Pandemic Experiences in the Urban Periphery

Monday, 7 July 2025: 09:00
Location: ASJE015 (Annex of the Faculty of Legal, Economic, and Social Sciences)
Oral Presentation
Harris ALI, York University, Canada
Certain regions were “left-behind” during the COVID-19 pandemic response and were therefore forced to bear the brunt of the consequences in various ways. There is however an important spatial component associated with these “forgotten densities”. Namely, these areas were peripherally situated at the outskirts of urban centres. They include for instance, areas that hosted large tracts of lands that could accommodate airports, large-scale farms, factories, warehouses, meatpacking facilities, suburban residential neighbourhoods, indigenous reserves, as well as informal settlement areas in the Global South. These peripheral sites were also host to a disproportionate number of outbreaks (i.e. they were pandemic “hot spots”).

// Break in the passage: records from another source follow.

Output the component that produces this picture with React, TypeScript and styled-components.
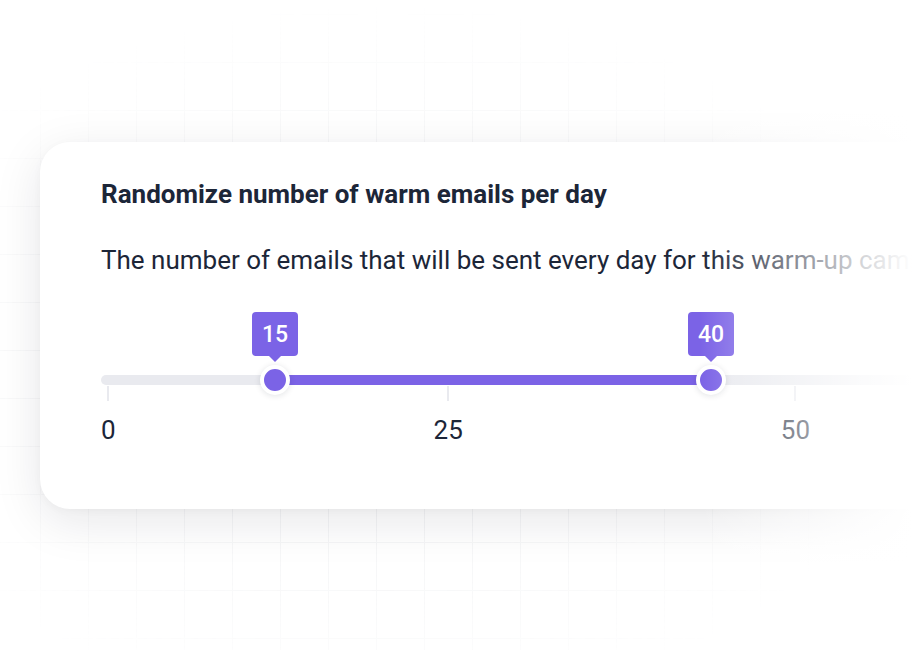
import React from 'react'
import styled, { createGlobalStyle } from 'styled-components'

const PURPLE = '#7b63e6'
const TRACK = '#e9eaef'
const INK = '#1c2638'

const GlobalStyle = createGlobalStyle`
  html, body {
    margin: 0;
    padding: 0;
    background: #ffffff;
  }
  body {
    font-family: Roboto, 'Liberation Sans', sans-serif;
    -webkit-font-smoothing: antialiased;
  }
`

const Scene = styled.div`
  position: relative;
  width: 912px;
  height: 650px;
  overflow: hidden;
  padding-top: 142px;
  padding-left: 40px;
  box-sizing: border-box;

  &::before {
    content: '';
    position: absolute;
    inset: 0;
    background-image: linear-gradient(to right, #eeeff1 1px, transparent 1px),
      linear-gradient(to bottom, #eeeff1 1px, transparent 1px);
    background-size: 48px 48px;
    background-position: 40px 14px;
    -webkit-mask-image: radial-gradient(ellipse 60% 55% at 42% 55%, #000 35%, transparent 100%);
    mask-image: radial-gradient(ellipse 60% 55% at 42% 55%, #000 35%, transparent 100%);
    opacity: 0.8;
  }
`

// the whole right side washes out to white
const FadeRight = styled.div`
  position: absolute;
  inset: 0;
  pointer-events: none;
  background: linear-gradient(
    to right,
    rgba(255, 255, 255, 0) 0px,
    rgba(255, 255, 255, 0) 700px,
    rgba(255, 255, 255, 0.8) 860px,
    #ffffff 912px
  );
`

const Card = styled.section`
  position: relative;
  width: 960px;
  background: #ffffff;
  border-radius: 30px;
  padding: 36px 0 63px 61px;
  box-sizing: border-box;
  box-shadow: 0 12px 48px rgba(17, 24, 39, 0.1), 0 2px 8px rgba(17, 24, 39, 0.03);
`

const Title = styled.h3`
  margin: 0;
  font-size: 26px;
  line-height: 32px;
  font-weight: 700;
  color: ${INK};
`

const Description = styled.p`
  margin: 34px 0 0;
  font-size: 26px;
  line-height: 32px;
  font-weight: 400;
  color: ${INK};
  white-space: nowrap;
`

const Slider = styled.div`
  position: relative;
  margin-top: 36px;
  padding-top: 63px;
`

const Track = styled.div`
  position: relative;
  height: 10px;
  width: 860px;
  border-radius: 5px;
  background: ${TRACK};
`

const Range = styled.div`
  position: absolute;
  top: 0;
  height: 10px;
  background: ${PURPLE};
`

const Scale = styled.div`
  width: 709px;
  display: flex;
  justify-content: space-between;
  margin-top: 1px;
`

const Step = styled.div`
  display: flex;
  flex-direction: column;
  align-items: center;
  gap: 13px;
`

const Tick = styled.div`
  width: 2px;
  height: 15px;
  background: ${TRACK};
`

const StepLabel = styled.span`
  font-size: 26px;
  line-height: 32px;
  color: ${INK};
`

const Handle = styled.div`
  position: absolute;
  top: 0;
  display: flex;
  flex-direction: column;
  align-items: center;
  transform: translateX(-50%);
`

const Bubble = styled.div`
  position: relative;
  width: 46px;
  height: 44px;
  border-radius: 4px;
  background: ${PURPLE};
  color: #ffffff;
  font-size: 23px;
  font-weight: 500;
  display: flex;
  align-items: center;
  justify-content: center;

  &::after {
    content: '';
    position: absolute;
    left: 50%;
    bottom: -6px;
    margin-left: -6px;
    border-left: 6px solid transparent;
    border-right: 6px solid transparent;
    border-top: 6px solid ${PURPLE};
  }
`

const Thumb = styled.div`
  margin-top: 9px;
  width: 22px;
  height: 22px;
  border-radius: 50%;
  background: ${PURPLE};
  border: 4px solid #ffffff;
  box-shadow: 0 1px 6px rgba(17, 24, 39, 0.12);
`

const steps = ['0', '25', '50']

// handle centres in px from the start of the track
const handles = [
  { value: 15, at: 174 },
  { value: 40, at: 610 },
]

export default function App() {
  const [low, high] = handles

  return (
    <>
      <GlobalStyle />
      <Scene>
        <Card>
          <Title>Randomize number of warm emails per day</Title>
          <Description>
            The number of emails that will be sent every day for this warm-up campaign
          </Description>
          <Slider>
            <Track>
              <Range style={{ left: low.at, width: high.at - low.at }} />
            </Track>
            <Scale>
              {steps.map((s) => (
                <Step key={s}>
                  <Tick />
                  <StepLabel>{s}</StepLabel>
                </Step>
              ))}
            </Scale>
            {handles.map((h) => (
              <Handle key={h.value} style={{ left: h.at }}>
                <Bubble>{h.value}</Bubble>
                <Thumb />
              </Handle>
            ))}
          </Slider>
        </Card>
        <FadeRight />
      </Scene>
    </>
  )
}
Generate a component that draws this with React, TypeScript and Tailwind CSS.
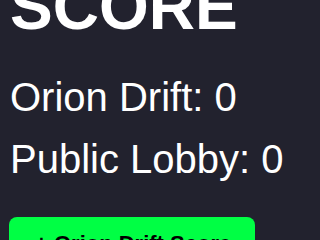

Notably, many residing and working in the urban periphery are members of socially marginalized communities, yet they were the ones tasked with the “essential” work necessary to for the day-to-day survival of those in the centre, while at the same time increasing their own vulnerability to viral exposure. We focus here on the pandemic challenges faced by various groups in the periphery of Toronto, Canada. As such, we consider the pandemic experiences of racialized and ethnic minorities in Toronto suburbs (which is home to a very high proportion of minorities and newcomers), First Nations people on reserves located outside the Greater Toronto Area, and migrant agricultural workers employed in the fertile Niagara Falls. All of there sites had elevated rates of COVID-19 infection relative to the urban core. To round out the analysis of peripheral areas we also consider the experiences of those in informal settlement areas in the Global South. Further, we discuss how, despite resistance from neoliberal and far-right forces, members of the periphery were able to challenge the existing public health governance structure to have their needs addressed, at least to some degree, during the pandemic.